The Law of Entropy and the Mundane Nature of Maintenance
Every night, I clean the coffee pot. Every day, the laundry piles up. I finally get a load done, and within hours there’s another heap of wet, dirty clothes waiting in front of the machine, carrying the faint smell of damp cotton. I vacuum the house, and by the next day tumbleweeds of Labrador retriever fur are blowing in the fan’s wind, clinging to socks and skimming across the floor. I pay the bills, and new ones arrive with the slap of envelopes hitting the counter. The cycle never stops.
We think we’re moving toward “done,” but life always circles back to messy, dirty, empty, or due again. It’s not a flaw in the way we live — it’s the fabric of reality itself.
Why It Feels Heavy
Daily maintenance feels heavy because of three things:
Failure: We believe a messy house or undone chore means we’re failing, as if others have found a secret way to “stay on top of it.”
Overwhelm: The realization that it never ends can feel suffocating. Even when you catch up, the cycle restarts.
Resistance: We resist the truth, holding onto the fantasy that one day life will stay tidy, handled, done.
And into this tension, the world sells us hacks. Productivity tips, cleaning systems, meal-prep strategies — entire industries built on the promise that you can finally get ahead of the cycle. But these things aren’t broken systems to hack. They’re natural laws. The “pain point” marketers prey on is simply entropy doing what it does.
Some people might say the answer is to outsource — hire a housekeeper, a gardener, a nanny. And yes, help can lighten the load. But entropy doesn’t care about your income bracket. The mess will still return, the laundry will still pile up, the grass will still grow back.
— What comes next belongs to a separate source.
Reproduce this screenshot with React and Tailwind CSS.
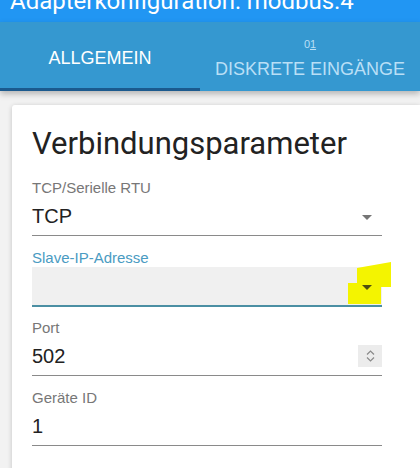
import React from "react";

const Arrow = ({ color = "#757575" }) => (
  <svg width="10" height="5" viewBox="0 0 10 5" className="block">
    <path d="M0 0 L5 5 L10 0 Z" fill={color} />
  </svg>
);

const Label = ({ children, className = "" }) => (
  <div className={"h-[18px] text-[15px] leading-[18px] " + className} style={{ fontFamily: '"Liberation Sans", Arial, sans-serif' }}>
    {children}
  </div>
);

export default function App() {
  const sans = { fontFamily: '"Liberation Sans", Arial, sans-serif' };
  return (
    <div className="w-[420px] h-[468px] overflow-hidden bg-[#f2f2f2]" style={sans}>
      {/* title bar */}
      <div className="h-[22px] bg-[#2196f3] overflow-hidden">
        <div className="pl-[10px] mt-[-11px] text-[24px] leading-[24px] text-white whitespace-nowrap" style={{ fontFamily: "Roboto, sans-serif" }}>
          Adapterkonfiguration: modbus.4
        </div>
      </div>
      {/* tabs */}
      <div className="relative z-10 h-[69px] bg-[#3598d0] flex shadow-[0_3px_6px_rgba(0,0,0,0.25)]">
        <div className="w-[200px] flex flex-col items-center justify-center relative text-white text-[18px]">
          <span className="mt-[3px]">ALLGEMEIN</span>
          <div className="absolute left-0 right-0 bottom-0 h-[3px] bg-[#1b5a8e]" />
        </div>
        <div className="flex-1 flex flex-col items-center pt-[15px] text-[#b9dff6]">
          <span className="text-[11px] leading-[14px]">0<span className="underline">1</span></span>
          <span className="text-[18px] leading-[22px] mt-[7px]">DISKRETE EINGÄNGE</span>
        </div>
      </div>
      {/* content */}
      <div className="pl-[12px] pt-[14px]">
        <div className="bg-white shadow-[0_1px_5px_rgba(0,0,0,0.2)] rounded-tl-[3px] pl-[20px] pr-[50px] pt-[21px] h-[400px]">
          <div className="text-[31px] leading-[36px] text-[#222]" style={{ fontFamily: "Roboto, sans-serif" }}>
            Verbindungsparameter
          </div>
          <div className="w-[350px] mt-[17px] flex flex-col">
            {/* field 1 */}
            <Label className="text-[#777]">TCP/Serielle RTU</Label>
            <div className="h-[39px] border-b border-[#8a8a8a] flex items-start justify-between pt-[7px]">
              <span className="text-[20px] leading-[24px] text-[#222]">TCP</span>
              <span className="mt-[11px] mr-[10px]"><Arrow /></span>
            </div>
            {/* field 2 */}
            <Label className="text-[#4a9bc2] mt-[13px]">Slave-IP-Adresse</Label>
            <div className="relative h-[40px] bg-[#f0f0f0] border-b-2 border-[#4b8fa3] flex items-start justify-end">
              <div className="absolute left-[325px] top-[-5px] w-[34px] h-[25px] bg-[#f4f400]" style={{ clipPath: "polygon(0 24%, 100% 0, 100% 100%, 0 100%)" }} />
              <div className="absolute left-[316px] top-[16px] w-[33px] h-[21px] bg-[#f4f400]" />
              <span className="relative mt-[18px] mr-[10px]"><Arrow color="#4e4e10" /></span>
            </div>
            {/* field 3 */}
            <Label className="text-[#777] mt-[12px]">Port</Label>
            <div className="h-[39px] border-b border-[#8a8a8a] flex items-start justify-between pt-[7px]">
              <span className="text-[20px] leading-[24px] text-[#222]">502</span>
              <div className="mt-[1px] w-[24px] h-[22px] bg-[#ececec] flex flex-col items-center justify-center gap-[2px]">
                <svg width="9" height="5" viewBox="0 0 9 5"><path d="M1 4.5 L4.5 1 L8 4.5" stroke="#8a8a8a" strokeWidth="1.2" fill="none" /></svg>
                <svg width="9" height="5" viewBox="0 0 9 5"><path d="M1 0.5 L4.5 4 L8 0.5" stroke="#8a8a8a" strokeWidth="1.2" fill="none" /></svg>
              </div>
            </div>
            {/* field 4 */}
            <Label className="text-[#777] mt-[13px]">Geräte ID</Label>
            <div className="h-[39px] border-b border-[#8a8a8a] flex items-start pt-[7px]">
              <span className="text-[20px] leading-[24px] text-[#222]">1</span>
            </div>
          </div>
        </div>
      </div>
    </div>
  );
}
You can outsource the labor, but not the law. Because entropy touches everything. Even if someone else mows the lawn, you’ll meet it elsewhere — in your inbox, in your body, in your relationships. It is the fabric of reality, the universal law, God’s design for how the universe operates. And the more we fight it in search of total freedom, the closer we get to madness.
Sometimes we get a break from seeing it. We take a vacation, leave the house behind, and for a week we don’t notice the laundry or the dishes. But when we come back? The chaos is waiting. The grass kept growing, the dust kept gathering, the mail kept piling up. The hum of silence while we were away only masked the movement. Nothing stopped — we just stepped away for a moment. That’s why re-entry feels so overwhelming: the cycle kept moving whether we were watching or not. And that’s the point — entropy is always at work, whether we notice it or not.
Naming It: Entropy & the Myth of Sisyphus
Your laundry piles up, the sink refills, the house gathers dust. No matter how much energy you pour in, it slips back toward mess. Physics has a word for this: entropy — the universal pull from order back into disorder. Entropy isn’t personal failure — it’s just how the world works.
Myth gives us another picture: Sisyphus. He was condemned to push a boulder uphill forever, only to watch it roll back down each time. It’s the perfect metaphor for chores that never stay finished.
Both science and story point to the same truth: the cycle is inescapable.
Entropy as Design
If you believe, as I do, that God authored the laws of existence, then entropy isn’t a mistake — it’s by design. Physics is just our human way of naming what was already written.
Things fall apart so they can be renewed. Your sink fills with dishes, the clatter of forks and plates echoing from dinner, because life is being lived. The laundry piles up because your family is wearing those clothes. The fur gathers because the dog is alive and shedding. Entropy is not the absence of meaning — it’s proof that life is in motion.
The Forest Analogy
Walk in the woods and entropy is everywhere: mushrooms breaking down logs, leaves rotting into soil with their earthy smell, insects carrying scraps away. We don’t call that failure. We see it as part of the beauty.
Yet when our counters collect crumbs or the laundry basket fills, we see it as a problem. What if it’s just our human version of the forest floor — a cycle of decay and renewal that plays out indoors?
Reflecting
Maintenance isn’t punishment. It’s participation. Each task is a gesture of joining the cycle:
Folding laundry = restoring order, knowing it will unravel.
Washing dishes = clearing space, knowing it will refill.
Paying bills = tending the flow, knowing it will return.
Vacuuming = clearing the floor, knowing the fur will roll back tomorrow.
When we notice this, chores shift from burdens into rituals. They become ways of touching the pulse of life — the same law that feeds the forest floor, playing out in our homes.
A rotting log sprouting mushrooms. A sink of dishes waiting at the end of the day. Tumbleweeds of dog fur in the hallway. The grit underfoot before sweeping. All reminders that life is never done, but always alive in motion — the very fabric of reality itself. And maybe that’s the blessing: when the cycle continues, we know we are still here, woven into the great design.